È necessario che i laici cattolici non restino indifferenti alla cosa pubblica o ripiegati nei loro templi, e neppure che attendano le direttive e le consegne ecclesiali per lottare a favore della giustizia, di forme di vita più umane per tutti. «Non è mai il pastore a dover dire al laico quello che deve fare e dire, lui lo sa tanto e meglio di noi. Non è il pastore a dover stabilire quello che i fedeli devono dire nei diversi ambiti. Come pastori, uniti al nostro popolo, ci fa bene domandarci come stiamo stimolando e promuovendo la carità e la fraternità, il desiderio del bene, della verità e della giustizia. Come facciamo a far sì che la corruzione non si annidi nei nostri cuori». Persino nei nostri cuori di Pastori. E, al tempo stesso, ci fa bene ascoltare con molta attenzione l’esperienza, le riflessioni e le preoccupazioni che possono condividere con noi i laici che vivono la loro fede nei diversi ambiti della vita sociale e politica.
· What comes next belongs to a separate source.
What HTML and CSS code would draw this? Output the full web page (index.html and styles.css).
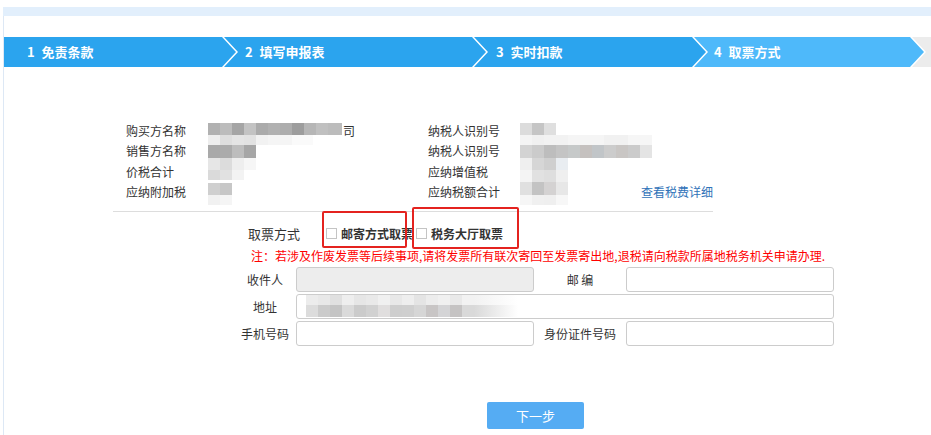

Il vostro dialogo sincero in questo Incontro è molto importante. Parlate con libertà. Un dialogo che sia tra cattolici, prelati e politici, in cui la comunione tra persone della stessa fede risulti più determinante delle legittime opposizioni di opzioni politiche. Per tutto ciò partecipiamo all’Eucaristia, fonte e culmine di ogni comunione. Dal vostro dialogo si potranno ricavare elementi illuminanti, elementi orientatori per la missione della Chiesa nell’attualità. Grazie di nuovo e buon lavoro!